What is the molar solubility of magnesium fluoride in a solution that is "0.1 M" sodium fluoride?

2 Answers
Apr 13, 2015

In your case, the molar solubility of magnesium fluoride will be 6.4 * 10^(-7)"mol/L".

You need the value of the solubility product constant, K_(sp), for magnesium fluoride; now, there are several values listed for K_(sp), so I'll choose one -> 6.4 * 10^(-9).

If this is not the value given to you, just replace it in the calculations with whatever value you have.

So, the equilibrium equation for the dissociation of magnesium fluoride is

MgF_(2(s)) rightleftharpoons Mg_((aq))^(2+) + color(red)(2)F_((aq))^(-) color(blue)((1))

The key to this problem is the fact that, even before adding the magnesium fluoride, your solution contains fluoride anions, F^(-), from the dissociation of the sodium fluoride.

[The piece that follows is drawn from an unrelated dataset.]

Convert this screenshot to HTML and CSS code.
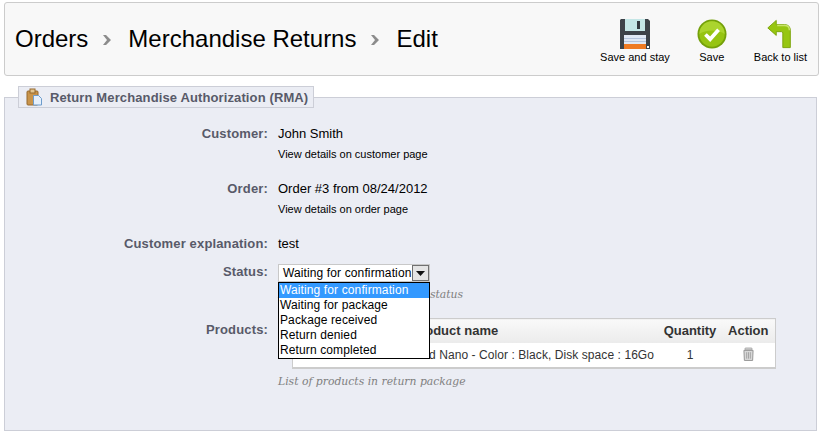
FILE: index.html
```html
<!DOCTYPE html>
<html lang="en">
<head>
    <meta charset="UTF-8">
    <title>Merchandise Returns</title>
    <link rel="stylesheet" href="styles.css">
</head>
<body>
    <div class="toolbar">
        <h1 class="breadcrumb">
            <span>Orders</span>
            <svg class="crumb-arrow" width="8" height="10" viewBox="0 0 8 10"><path d="M0 0h3l5 5-5 5H0l4-5z" fill="#8c8c8c"/></svg>
            <span>Merchandise Returns</span>
            <svg class="crumb-arrow" width="8" height="10" viewBox="0 0 8 10"><path d="M0 0h3l5 5-5 5H0l4-5z" fill="#8c8c8c"/></svg>
            <span>Edit</span>
        </h1>
        <div class="actions">
            <a class="action" href="#">
                <svg width="30" height="30" viewBox="0 0 30 30">
                    <path d="M1 0h27l2 2v28H0V1z" fill="#3c4248"/>
                    <rect x="5" y="0" width="20" height="12" fill="#c4e6e6"/>
                    <rect x="17" y="2" width="3" height="8" fill="#33393f"/>
                    <rect x="4" y="16" width="22" height="14" fill="#dfe8f4"/>
                    <path d="M4 19.500h22M4 22.500h22" stroke="#b4c4dc"/>
                    <rect x="4" y="25" width="22" height="5" fill="#ee7a22"/>
                    <rect x="27" y="27" width="2" height="2" fill="#fff"/>
                </svg>
                <span>Save and stay</span>
            </a>
            <a class="action" href="#">
                <svg width="30" height="30" viewBox="0 0 32 32">
                    <circle cx="16" cy="16" r="15.500" fill="#74a00a"/>
                    <circle cx="16" cy="16" r="13.500" fill="#96c412"/>
                    <path d="M2.500 16a13.500 13.500 0 0 1 27 0c-6-5-21-5-27 0z" fill="#abd42e"/>
                    <path d="M9 16.500l5 5 9-10" fill="none" stroke="#fff" stroke-width="4"/>
                </svg>
                <span>Save</span>
            </a>
            <a class="action" href="#">
                <svg width="30" height="30" viewBox="0 0 32 32">
                    <path d="M3 9.500L12 1.500v4.500h9c4 0 6 2.500 6 6v18.500h-8V15c0-1-.5-1.500-1.500-1.500H12v4z" fill="#97c611" stroke="#7aa208" stroke-linejoin="round"/>
                    <path d="M13 7h8c3 0 5 2 5 5" fill="none" stroke="#c8e46a" stroke-width="1.500"/>
                </svg>
                <span>Back to list</span>
            </a>
        </div>
    </div>

    <fieldset class="panel">
        <legend>
            <svg width="18" height="18" viewBox="0 0 18 18">
                <rect x="1" y="3" width="11" height="14" rx="1" fill="#c9944a" stroke="#96692c"/>
                <rect x="4" y="1" width="5" height="4" fill="#e2c590" stroke="#96692c"/>
                <path d="M7.500 7.500h5l3 3v6.500h-8z" fill="#e6f0fb" stroke="#6d9ccc"/>
            </svg>
            Return Merchandise Authorization (RMA)
        </legend>

        <div class="row row-customer">
            <div class="label">Customer:</div>
            <div class="value">
                <div>John Smith</div>
                <a class="detail" href="#">View details on customer page</a>
            </div>
        </div>
        <div class="row row-order">
            <div class="label">Order:</div>
            <div class="value">
                <div>Order #3 from 08/24/2012</div>
                <a class="detail" href="#">View details on order page</a>
            </div>
        </div>
        <div class="row row-explain">
            <div class="label">Customer explanation:</div>
            <div class="value">test</div>
        </div>
        <div class="row row-status">
            <div class="label">Status:</div>
            <div class="value">
                <div class="select-wrap">
                    <div class="select">
                        <span class="select-text">Waiting for confirmation</span>
                        <span class="select-btn"><svg width="9" height="5" viewBox="0 0 9 5"><path d="M0 0h9L4.500 5z" fill="#111"/></svg></span>
                    </div>
                    <ul class="dropdown">
                        <li class="selected">Waiting for confirmation</li>
                        <li>Waiting for package</li>
                        <li>Package received</li>
                        <li>Return denied</li>
                        <li>Return completed</li>
                    </ul>
                </div>
                <p class="hint">Merchandise return (RMA) status</p>
            </div>
        </div>
        <div class="row row-products">
            <div class="label">Products:</div>
            <div class="value">
                <table class="products">
                    <thead>
                        <tr>
                            <th class="col-ref"></th>
                            <th>Product name</th>
                            <th class="col-qty">Quantity</th>
                            <th class="col-action">Action</th>
                        </tr>
                    </thead>
                    <tbody>
                        <tr>
                            <td></td>
                            <td>iPod Nano - Color : Black, Disk space : 16Go</td>
                            <td class="center">1</td>
                            <td class="center">
                                <svg class="trash" width="11" height="15" viewBox="0 0 12 15">
                                    <rect x="2" y="0.500" width="8" height="2" rx="1" fill="#eeeeee" stroke="#999999"/>
                                    <path d="M1 3h10l-.5 11H1.500z" fill="#d8d8d8" stroke="#8f8f8f"/>
                                    <path d="M4 5v7M6 5v7M8 5v7" stroke="#a0a0a0"/>
                                </svg>
                            </td>
                        </tr>
                    </tbody>
                </table>
                <p class="hint table-hint">List of products in return package</p>
            </div>
        </div>
    </fieldset>
</body>
</html>
```

FILE: styles.css
```css
body {
    font-family: "Liberation Sans", Arial, sans-serif;
    font-size: 12px;
    color: #000;
    background-color: #fff;
    margin: 0;
    padding: 2px 0 0 4px;
}

a {
    color: #000;
    text-decoration: none;
}

.toolbar {
    width: 813px;
    height: 72px;
    display: flex;
    justify-content: space-between;
    align-items: center;
    background-color: #f8f8f8;
    border: 1px solid #cccccc;
    border-radius: 3px;
}

.breadcrumb {
    display: flex;
    align-items: center;
    margin: 0 0 0 10px;
    font-size: 24px;
    font-weight: normal;
}

.crumb-arrow {
    margin: 2px 17px 0 15px;
}

.actions {
    display: flex;
    gap: 27px;
    padding: 3px 11px 0 0;
}

.action {
    display: flex;
    flex-direction: column;
    align-items: center;
    font-size: 11px;
    gap: 2px;
}

.panel {
    box-sizing: border-box;
    width: 813px;
    height: 345px;
    margin: 10px 0 0;
    padding: 0;
    background-color: #ebedf4;
    border: 1px solid #ccced7;
}

.panel legend {
    display: flex;
    align-items: center;
    gap: 6px;
    box-sizing: border-box;
    height: 22px;
    margin-left: 13px;
    padding: 0 5px 0 7px;
    font-size: 13px;
    letter-spacing: 0.12px;
    font-weight: bold;
    color: #585a69;
    background-color: #ebedf4;
    border: 1px solid #ccced7;
}

.row {
    display: flex;
    gap: 10px;
}

.label {
    width: 263px;
    text-align: right;
    font-size: 13px;
    letter-spacing: 0.15px;
    font-weight: bold;
    color: #585a69;
}

.value {
    flex: 1;
    font-size: 13px;
}

.detail {
    display: block;
    margin-top: 7px;
    font-size: 11px;
}

.row-customer { margin-top: 18px; }
.row-order { margin-top: 21px; }
.row-explain { margin-top: 21px; }
.row-status { margin-top: 13px; }
.row-products { margin-top: 17px; }
.row-products .label { padding-top: 4px; }

.select-wrap {
    position: relative;
    z-index: 1;
    width: 152px;
    font-size: 12px;
    letter-spacing: 0.12px;
}

.select {
    box-sizing: border-box;
    height: 18px;
    display: flex;
    align-items: center;
    justify-content: space-between;
    padding-left: 4px;
    background-color: #fff;
    border: 1px solid #c8c8c8;
}

.select-text {
    white-space: nowrap;
}

.select-btn {
    box-sizing: border-box;
    width: 17px;
    height: 16px;
    display: flex;
    align-items: center;
    justify-content: center;
    background-color: #e4e4e4;
    border: 1px solid #707070;
}

.dropdown {
    position: absolute;
    top: 18px;
    left: 0;
    box-sizing: border-box;
    width: 152px;
    margin: 0;
    padding: 0;
    list-style: none;
    background-color: #fff;
    border: 1px solid #000;
}

.dropdown li {
    height: 15px;
    line-height: 15px;
    padding-left: 1px;
}

.dropdown .selected {
    color: #fff;
    background-color: #3399ff;
}

.hint {
    margin: 6px 0 0;
    font-family: "DejaVu Serif", "Liberation Serif", serif;
    font-size: 10.8px;
    font-style: italic;
    color: #7f7f7f;
}

.products {
    table-layout: fixed;
    width: 484px;
    margin-left: 14px;
    border-collapse: collapse;
    background-color: #fff;
    border: 1px solid #cccccc;
    border-bottom-width: 2px;
    font-size: 12px;
}

.products th {
    box-sizing: border-box;
    height: 24px;
    padding: 0 6px;
    font-size: 13px;
    text-align: left;
    color: #333;
    background: linear-gradient(#f9f9f9, #ebebeb);
    white-space: nowrap;
}

.products td {
    height: 24px;
    padding: 0 6px;
    color: #333;
    letter-spacing: 0.07px;
    white-space: nowrap;
}

.products .center,
.products .col-qty,
.products .col-action {
    text-align: center;
}

.products .col-ref {
    width: 113px;
}

.products .col-qty {
    width: 63px;
    padding: 0;
}

.products .col-action {
    width: 54px;
    padding: 0;
}

.trash {
    display: block;
    margin: 0 auto;
}

.table-hint {
    margin-top: 6px;
}
```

NaF_((s)) -> Na_((aq))^(+) + F_((aq))^(-)

Notice that 1 mole of sodium fluoride produces 1 mole of fluoride ions in solution; this means that the initial concentration of fluoride ions will be

[F^(-)] = [NaF] = "0.1 M"

Construct an ICE table for equation color(blue)((1))

" "MgF_(2(s)) rightleftharpoons Mg_((aq))^(2+) + color(red)(2)F_((aq))^(-)
I.......-....................0.............0.1
C.....-...................(+x)..........(+color(red)(2)x)
E......-.....................x...........0.1 + 2x

According to the definition of the solubility product constant, you'll get

K_(sp) = [Mg^(2+)] * [F^(-)]^(color(red)(2))

6.4 * 10^(-9) = x * (0.1 + 2x)^(2)

Since K_(sp) is so small, you can approximate (0.1+2x) with 0.1 to get

6.4 * 10^(-9) = x * 0.1^2 => x = (6.4 * 10^(-9))/10^(-2) = color(green)(6.4 * 10^(-7)"mol/L")

Apr 13, 2015

The molar solubility = 7.4xx10^(-8)"mol/l"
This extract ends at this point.